> _What you are asked to do_:
Look through the records and report how many lines include the word "screenshot", with no other words.

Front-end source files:
▬▬▬▬▬▬

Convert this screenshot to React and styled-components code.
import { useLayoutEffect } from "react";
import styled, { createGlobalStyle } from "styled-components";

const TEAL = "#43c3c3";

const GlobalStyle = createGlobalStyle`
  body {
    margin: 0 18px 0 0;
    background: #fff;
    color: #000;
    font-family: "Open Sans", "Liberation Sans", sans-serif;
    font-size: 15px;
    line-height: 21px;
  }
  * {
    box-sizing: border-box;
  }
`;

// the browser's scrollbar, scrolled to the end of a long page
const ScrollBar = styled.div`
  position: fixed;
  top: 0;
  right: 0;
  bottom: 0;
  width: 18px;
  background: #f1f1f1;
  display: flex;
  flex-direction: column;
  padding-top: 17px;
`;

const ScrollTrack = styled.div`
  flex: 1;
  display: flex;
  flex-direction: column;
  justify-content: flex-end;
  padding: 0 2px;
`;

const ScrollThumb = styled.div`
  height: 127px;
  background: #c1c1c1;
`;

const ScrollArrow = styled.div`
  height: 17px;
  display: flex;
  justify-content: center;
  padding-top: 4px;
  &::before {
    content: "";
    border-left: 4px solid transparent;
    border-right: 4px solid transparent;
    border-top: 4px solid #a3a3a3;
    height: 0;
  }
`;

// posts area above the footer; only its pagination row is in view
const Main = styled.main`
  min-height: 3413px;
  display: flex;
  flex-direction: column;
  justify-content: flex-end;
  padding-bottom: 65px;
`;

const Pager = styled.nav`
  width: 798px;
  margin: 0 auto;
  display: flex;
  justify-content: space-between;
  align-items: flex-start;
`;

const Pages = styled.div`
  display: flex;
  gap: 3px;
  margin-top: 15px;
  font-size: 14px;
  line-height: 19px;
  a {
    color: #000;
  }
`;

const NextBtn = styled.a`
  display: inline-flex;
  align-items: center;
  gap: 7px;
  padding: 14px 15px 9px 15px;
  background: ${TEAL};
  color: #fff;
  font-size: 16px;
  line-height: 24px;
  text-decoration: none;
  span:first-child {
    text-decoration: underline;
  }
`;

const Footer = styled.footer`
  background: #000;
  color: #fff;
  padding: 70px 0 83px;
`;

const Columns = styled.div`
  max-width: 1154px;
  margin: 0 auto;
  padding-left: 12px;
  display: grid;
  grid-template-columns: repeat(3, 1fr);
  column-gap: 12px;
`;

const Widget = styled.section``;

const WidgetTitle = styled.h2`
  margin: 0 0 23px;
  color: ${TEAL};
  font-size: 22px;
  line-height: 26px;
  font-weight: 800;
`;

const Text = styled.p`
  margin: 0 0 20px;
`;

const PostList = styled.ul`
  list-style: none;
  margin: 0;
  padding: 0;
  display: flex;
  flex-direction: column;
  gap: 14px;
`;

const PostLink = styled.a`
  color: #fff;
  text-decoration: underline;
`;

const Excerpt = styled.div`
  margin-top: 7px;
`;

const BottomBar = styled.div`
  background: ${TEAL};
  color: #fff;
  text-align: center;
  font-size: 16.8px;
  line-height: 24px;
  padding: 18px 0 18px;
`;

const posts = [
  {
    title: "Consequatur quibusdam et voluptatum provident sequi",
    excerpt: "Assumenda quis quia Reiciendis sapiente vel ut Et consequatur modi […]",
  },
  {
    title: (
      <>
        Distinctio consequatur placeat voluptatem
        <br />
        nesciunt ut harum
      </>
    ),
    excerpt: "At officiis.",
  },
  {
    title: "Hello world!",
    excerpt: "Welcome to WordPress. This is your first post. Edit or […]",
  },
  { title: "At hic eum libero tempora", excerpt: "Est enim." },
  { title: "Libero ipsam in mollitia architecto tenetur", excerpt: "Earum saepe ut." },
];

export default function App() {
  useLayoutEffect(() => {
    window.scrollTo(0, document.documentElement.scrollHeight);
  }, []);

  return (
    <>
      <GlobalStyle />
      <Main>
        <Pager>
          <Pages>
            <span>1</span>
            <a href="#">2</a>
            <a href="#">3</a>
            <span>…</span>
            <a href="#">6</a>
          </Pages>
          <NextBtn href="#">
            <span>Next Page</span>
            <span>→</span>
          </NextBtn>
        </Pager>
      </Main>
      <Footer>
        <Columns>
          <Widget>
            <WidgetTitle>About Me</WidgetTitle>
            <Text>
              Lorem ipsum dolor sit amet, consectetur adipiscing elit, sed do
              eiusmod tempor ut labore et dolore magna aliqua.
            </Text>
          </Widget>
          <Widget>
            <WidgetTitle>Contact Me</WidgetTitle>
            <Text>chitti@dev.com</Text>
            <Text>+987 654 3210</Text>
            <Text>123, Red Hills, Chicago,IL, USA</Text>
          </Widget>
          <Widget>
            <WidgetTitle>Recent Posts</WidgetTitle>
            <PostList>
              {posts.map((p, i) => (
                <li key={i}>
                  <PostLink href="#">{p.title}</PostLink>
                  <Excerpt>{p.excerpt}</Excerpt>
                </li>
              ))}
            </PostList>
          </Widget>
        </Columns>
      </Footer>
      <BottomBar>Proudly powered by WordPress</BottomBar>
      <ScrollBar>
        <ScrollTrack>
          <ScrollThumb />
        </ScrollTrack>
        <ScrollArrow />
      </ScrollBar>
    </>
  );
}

▬▬▬▬▬▬

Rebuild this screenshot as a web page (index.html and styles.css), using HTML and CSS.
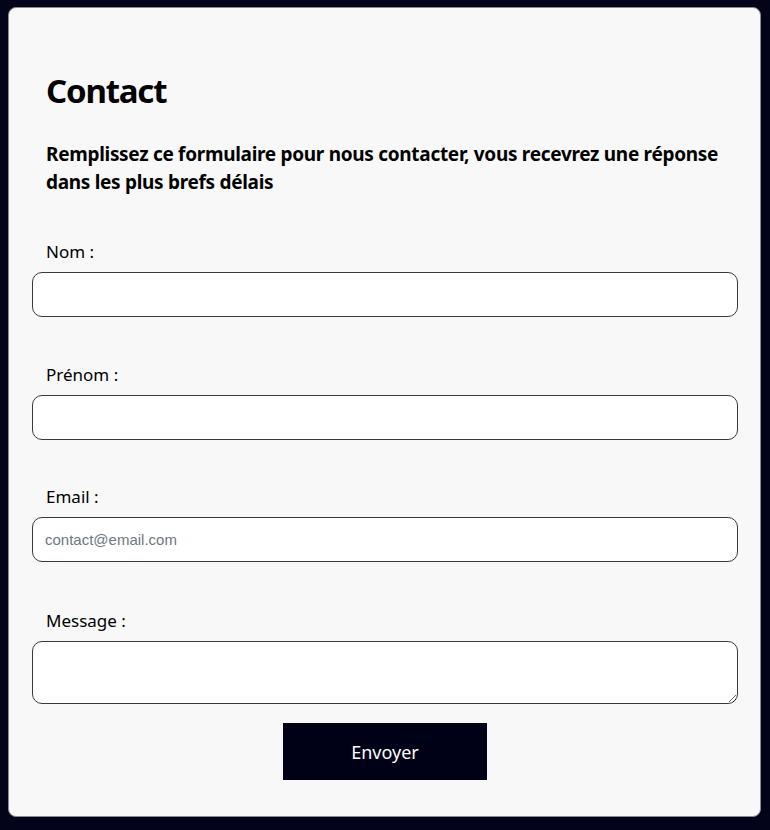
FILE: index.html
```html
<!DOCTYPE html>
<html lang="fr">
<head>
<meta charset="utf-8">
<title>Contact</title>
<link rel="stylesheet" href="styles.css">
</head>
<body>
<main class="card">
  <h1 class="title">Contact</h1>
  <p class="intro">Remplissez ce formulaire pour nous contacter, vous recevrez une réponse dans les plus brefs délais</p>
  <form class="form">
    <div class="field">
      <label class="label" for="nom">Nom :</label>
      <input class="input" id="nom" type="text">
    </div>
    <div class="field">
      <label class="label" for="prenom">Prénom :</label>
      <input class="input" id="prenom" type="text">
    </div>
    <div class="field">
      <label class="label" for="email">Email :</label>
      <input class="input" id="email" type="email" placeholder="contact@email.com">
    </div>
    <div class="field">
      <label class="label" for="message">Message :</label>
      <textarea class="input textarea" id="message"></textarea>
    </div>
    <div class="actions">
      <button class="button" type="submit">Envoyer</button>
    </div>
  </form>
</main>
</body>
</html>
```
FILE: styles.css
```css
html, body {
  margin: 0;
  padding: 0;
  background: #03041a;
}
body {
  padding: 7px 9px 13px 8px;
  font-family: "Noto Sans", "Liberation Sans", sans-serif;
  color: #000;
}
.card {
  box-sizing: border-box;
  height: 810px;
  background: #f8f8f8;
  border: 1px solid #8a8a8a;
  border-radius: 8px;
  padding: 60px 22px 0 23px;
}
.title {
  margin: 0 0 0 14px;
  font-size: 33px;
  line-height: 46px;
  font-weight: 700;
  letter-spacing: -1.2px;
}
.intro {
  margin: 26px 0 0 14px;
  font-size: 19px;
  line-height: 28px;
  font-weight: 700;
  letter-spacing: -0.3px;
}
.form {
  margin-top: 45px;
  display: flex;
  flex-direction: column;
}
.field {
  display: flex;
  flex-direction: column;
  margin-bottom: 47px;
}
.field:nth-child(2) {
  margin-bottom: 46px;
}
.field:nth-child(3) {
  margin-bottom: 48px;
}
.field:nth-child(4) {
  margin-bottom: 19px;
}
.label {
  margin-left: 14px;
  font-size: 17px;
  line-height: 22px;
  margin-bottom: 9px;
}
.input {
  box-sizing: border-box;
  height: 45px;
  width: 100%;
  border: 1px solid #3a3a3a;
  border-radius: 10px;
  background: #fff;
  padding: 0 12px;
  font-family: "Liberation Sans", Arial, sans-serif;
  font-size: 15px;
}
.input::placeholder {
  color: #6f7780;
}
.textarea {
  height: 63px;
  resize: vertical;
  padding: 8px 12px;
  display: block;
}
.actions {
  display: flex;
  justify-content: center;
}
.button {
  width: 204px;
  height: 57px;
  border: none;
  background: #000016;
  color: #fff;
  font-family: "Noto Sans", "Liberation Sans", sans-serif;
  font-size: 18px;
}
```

▬▬▬▬▬▬

> _Task answer_:
2